See what else I'm up to > > > >


Thursday, January 20, 2011

McWhoa

McWhoa


The super bowl is coming to town in a couple weeks so everywhere you look, it's football, football, football!  It's never been to Dallas (as far as I know) and let me just say, you could be living under a rock and you'd still know about it.  Everyone, everywhere is trying to sell super bowl stuff.  (Quite frankly, it's already getting old.)

Well, McDonald's stepped up to the plate this week, too, by reviving its 50 McNugget deal for $9.99.  That's right . . . fifty.  Five - zero.  Granted, it's meant for sharing, but . . . this is America.  You know some people could will down those all by themselves.  The number of nuggets isn't what bothers me, though, it's something else: the price.

50 nuggets for 10 bucks comes out to basically twenty cents per nugget.  Now, think about what goes into a nugget: The chicken (supposedly), the cost of feeding and raising that chicken, the transportation cost, the cost of processing it, breading it, freezing it, frying it, and the box to put it in for you.  And let's assume that McDonald's is at least making some profit on each buggit-o'-nuggits.  What's wrong with this picture?

The industry separates chickens into many categories, like broiler, roaster, free range, and squab.  But how does McDonald's get their chicken so cheap?  (That really is a question, I don't know.)  Do they have a special grade of chicken they get?  Like never-sees-the-light-of-day chicken?  Or genetically altered chickens that have breading instead of feathers?  They gotta cut cost somewhere. . .

Well, I can't speak for sure about McDonald's inter-workings and corporate bargaining which allows them to sell nuggets at such a discount, but I do know one thing: they're making a McKilling on  them!


7 comments:

THUNDERCAT said...

If you can down 50 damn filthy McNuggets all by yourself, you deserve a punch in the throat and a McHeart attack! ---I approve this public service announcement lol

Christine said...

I remember "Supersize Me" saying something about the chickens being genetic mutations or something...I've gotta watch that again to find out for sure...

AmberLaShell said...

I know exactly what you mean, it's football EVERYWHERE out here!
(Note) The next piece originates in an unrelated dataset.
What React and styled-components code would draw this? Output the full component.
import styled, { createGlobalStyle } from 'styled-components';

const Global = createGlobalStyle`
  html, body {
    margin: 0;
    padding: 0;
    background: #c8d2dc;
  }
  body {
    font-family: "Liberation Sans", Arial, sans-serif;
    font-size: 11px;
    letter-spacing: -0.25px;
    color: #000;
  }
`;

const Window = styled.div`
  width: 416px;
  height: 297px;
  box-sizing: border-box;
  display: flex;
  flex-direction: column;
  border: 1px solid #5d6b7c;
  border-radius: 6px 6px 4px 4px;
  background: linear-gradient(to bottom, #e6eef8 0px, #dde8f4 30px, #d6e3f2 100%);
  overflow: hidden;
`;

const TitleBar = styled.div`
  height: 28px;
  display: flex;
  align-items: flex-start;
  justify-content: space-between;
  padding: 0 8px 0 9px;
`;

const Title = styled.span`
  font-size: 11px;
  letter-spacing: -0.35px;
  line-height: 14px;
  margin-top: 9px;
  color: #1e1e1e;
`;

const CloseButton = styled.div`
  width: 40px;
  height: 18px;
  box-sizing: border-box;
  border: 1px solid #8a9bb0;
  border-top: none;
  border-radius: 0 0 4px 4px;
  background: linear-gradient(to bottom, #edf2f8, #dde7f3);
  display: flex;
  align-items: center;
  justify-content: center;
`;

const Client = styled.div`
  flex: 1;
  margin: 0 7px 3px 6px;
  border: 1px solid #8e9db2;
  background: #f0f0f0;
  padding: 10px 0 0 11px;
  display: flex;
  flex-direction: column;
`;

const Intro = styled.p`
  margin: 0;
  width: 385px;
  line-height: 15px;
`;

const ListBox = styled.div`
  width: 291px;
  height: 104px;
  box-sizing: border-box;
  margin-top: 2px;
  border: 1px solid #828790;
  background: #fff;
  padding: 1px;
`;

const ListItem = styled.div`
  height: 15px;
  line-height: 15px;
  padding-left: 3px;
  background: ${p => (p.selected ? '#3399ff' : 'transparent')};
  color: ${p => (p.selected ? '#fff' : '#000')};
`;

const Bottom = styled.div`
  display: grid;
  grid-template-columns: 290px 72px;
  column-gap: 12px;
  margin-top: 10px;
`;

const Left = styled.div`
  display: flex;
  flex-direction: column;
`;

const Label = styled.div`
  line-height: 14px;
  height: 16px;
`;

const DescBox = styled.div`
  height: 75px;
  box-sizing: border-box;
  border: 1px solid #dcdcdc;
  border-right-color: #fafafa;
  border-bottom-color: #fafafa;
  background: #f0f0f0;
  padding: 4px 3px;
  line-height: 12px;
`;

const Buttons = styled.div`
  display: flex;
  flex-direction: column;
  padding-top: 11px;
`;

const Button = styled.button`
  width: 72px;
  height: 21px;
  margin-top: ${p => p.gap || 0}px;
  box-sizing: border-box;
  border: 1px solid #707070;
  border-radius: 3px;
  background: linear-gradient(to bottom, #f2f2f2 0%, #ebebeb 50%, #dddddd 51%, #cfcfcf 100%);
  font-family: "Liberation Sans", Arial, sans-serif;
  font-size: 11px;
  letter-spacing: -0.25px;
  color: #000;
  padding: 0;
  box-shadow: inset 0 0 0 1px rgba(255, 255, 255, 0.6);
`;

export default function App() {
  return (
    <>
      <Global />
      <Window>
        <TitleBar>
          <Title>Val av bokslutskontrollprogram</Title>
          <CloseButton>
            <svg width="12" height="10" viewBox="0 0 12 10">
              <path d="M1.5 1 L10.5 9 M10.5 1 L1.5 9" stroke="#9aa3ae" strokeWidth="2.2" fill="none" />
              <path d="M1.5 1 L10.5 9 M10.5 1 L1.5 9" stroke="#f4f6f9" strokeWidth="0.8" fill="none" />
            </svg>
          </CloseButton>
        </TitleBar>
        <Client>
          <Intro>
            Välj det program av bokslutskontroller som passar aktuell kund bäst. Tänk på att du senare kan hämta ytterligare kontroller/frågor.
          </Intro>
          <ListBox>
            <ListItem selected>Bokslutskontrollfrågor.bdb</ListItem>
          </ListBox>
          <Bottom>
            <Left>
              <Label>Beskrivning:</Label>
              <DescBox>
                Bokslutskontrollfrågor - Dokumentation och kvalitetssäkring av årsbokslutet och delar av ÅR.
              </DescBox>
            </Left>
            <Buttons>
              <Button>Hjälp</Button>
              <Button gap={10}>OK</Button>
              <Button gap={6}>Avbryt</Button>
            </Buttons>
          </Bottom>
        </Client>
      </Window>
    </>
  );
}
And, No Dallas has never hosted a super bowl because the old staduim (which I live near, and it still makes me sad to see it gone) wasn't big enough to hold that many people. which is why jerry built the damn thing anyway. Anyway, the chicken has to be like leftover chicken nobody uses or something. eww.

amberlashell.com

Anonymous said...

Actually, it's all the above with the chickens. I was watching one one of those food inc documentaries and they were talking about how the major fast foods get their chickens from genetically altered, never-seen-the-light-of-day, don't even know how to walk because they were scientifically altered to grow faster than their legs could develop, sitting away their lives in their own filth, organs-can-barely-support-their-life chickens. That's why they get them so cheap. They might as well be baby chicks in huge bodies. Mighty unhealthy.
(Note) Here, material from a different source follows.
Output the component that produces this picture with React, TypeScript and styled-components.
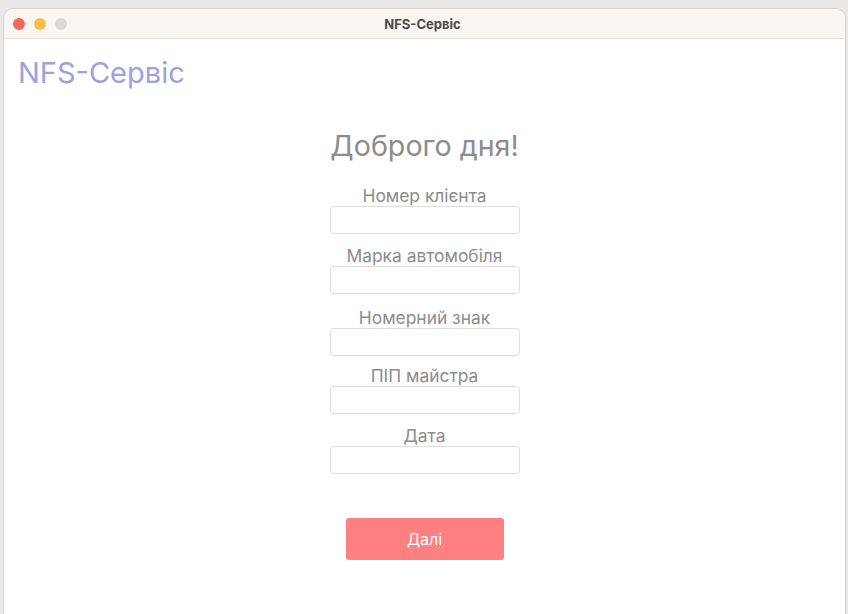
import React from "react";
import styled, { createGlobalStyle } from "styled-components";

const Global = createGlobalStyle`
  html, body { margin: 0; padding: 0; background: #e9e9e9; overflow: hidden; }
  body { font-family: Inter, "Noto Sans", "Liberation Sans", sans-serif; }
`;

const Desktop = styled.div`
  height: 614px;
  padding: 8px 2px 0 3px;
  box-sizing: border-box;
  display: flex;
`;

const Window = styled.div`
  flex: 1;
  display: flex;
  flex-direction: column;
  background: #ffffff;
  border: 1px solid #d2d2d2;
  border-bottom: none;
  border-radius: 10px 10px 0 0;
  overflow: hidden;
`;

const TitleBar = styled.div`
  height: 29px;
  flex: none;
  background: #faf6f2;
  border-bottom: 1px solid #e4e2e0;
  display: flex;
  align-items: center;
  position: relative;
`;

const Lights = styled.div`
  display: flex;
  gap: 9px;
  padding-left: 9px;
`;

const Light = styled.span<{ $c: string }>`
  width: 12px;
  height: 12px;
  border-radius: 50%;
  background: ${(p) => p.$c};
`;

const Title = styled.div`
  position: absolute;
  left: 0;
  right: 0;
  text-align: center;
  font-size: 13px;
  font-weight: 700;
  color: #4b4b4b;
  padding-right: 4px;
`;

const Content = styled.div`
  flex: 1;
  padding: 14px 14px 0;
  display: flex;
  flex-direction: column;
`;

const Brand = styled.div`
  font-size: 29px;
  color: #9aa3dc;
  line-height: 40px;
`;

const Form = styled.div`
  display: flex;
  flex-direction: column;
  align-items: center;
  margin-top: 35px;
`;

const Heading = styled.h1`
  margin: 0 0 21px;
  font-size: 28.6px;
  font-weight: 400;
  color: #8c8c8c;
  line-height: 36px;
`;

const Field = styled.div<{ $gap?: number }>`
  display: flex;
  flex-direction: column;
  align-items: center;
  height: 60px;
  margin-top: ${(p) => p.$gap ?? 0}px;
`;

const Label = styled.label`
  font-size: 17.4px;
  color: #8c8c8c;
  line-height: 21px;
`;

const Input = styled.input`
  width: 190px;
  height: 28px;
  box-sizing: border-box;
  border: 1px solid #dedede;
  border-radius: 4px;
  background: #fff;
  outline: none;
`;

const Button = styled.button`
  margin-top: 33px;
  width: 158px;
  height: 42px;
  border: none;
  border-radius: 3px;
  background: #ff8080;
  color: #fff;
  font-family: inherit;
  font-size: 16px;
`;

const fields: { label: string; gap: number }[] = [
  { label: "Номер клієнта", gap: 0 },
  { label: "Марка автомобіля", gap: 0 },
  { label: "Номерний знак", gap: 2 },
  { label: "ПІП майстра", gap: -2 },
  { label: "Дата", gap: 0 },
];

export default function App() {
  return (
    <>
      <Global />
      <Desktop>
        <Window>
          <TitleBar>
            <Lights>
              <Light $c="#ed6a5e" />
              <Light $c="#f5bf4f" />
              <Light $c="#dcd8d5" />
            </Lights>
            <Title>NFS-Сервіс</Title>
          </TitleBar>
          <Content>
            <Brand>NFS-Сервіс</Brand>
            <Form>
              <Heading>Доброго дня!</Heading>
              {fields.map((f) => (
                <Field key={f.label} $gap={f.gap}>
                  <Label>{f.label}</Label>
                  <Input />
                </Field>
              ))}
              <Button>Далі</Button>
            </Form>
          </Content>
        </Window>
      </Desktop>
    </>
  );
}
Also, I had a friend on Facebook yesterday post about getting the 50 piece McNuggets. Yes, he did get them for himself. No, it didn't surprise me. Yes, it did still gross me out.

Cole Garrett said...

@ Anonymous ... I was hoping no one would know, lol. Thanks for the insight.

@ Thundercat Sounds vicious. But hey, maybe that's what that McNugget woofer needs!

Anonymous said...

@Anonymus ... After The FOOD INC. I went veg.

This $9,99 deal is wrong on so many levels but there are enough people outside willing to pay for it and EVEN to eat this stuff.

eye_candy

StephanieC said...

Yeah, the genetic stuff they do to the chicks makes them grow to something like 2.4 times the size of their non-hormonally-effed-up ancestor chickens.

It's quite sad. They can't walk because their legs are too weak/small to support their massive weight.

Blah.

Now, pre-veg (going on 21 years ago now), I'd have happily eaten 50 mcnuggets til the death. Man, ignorance is bliss!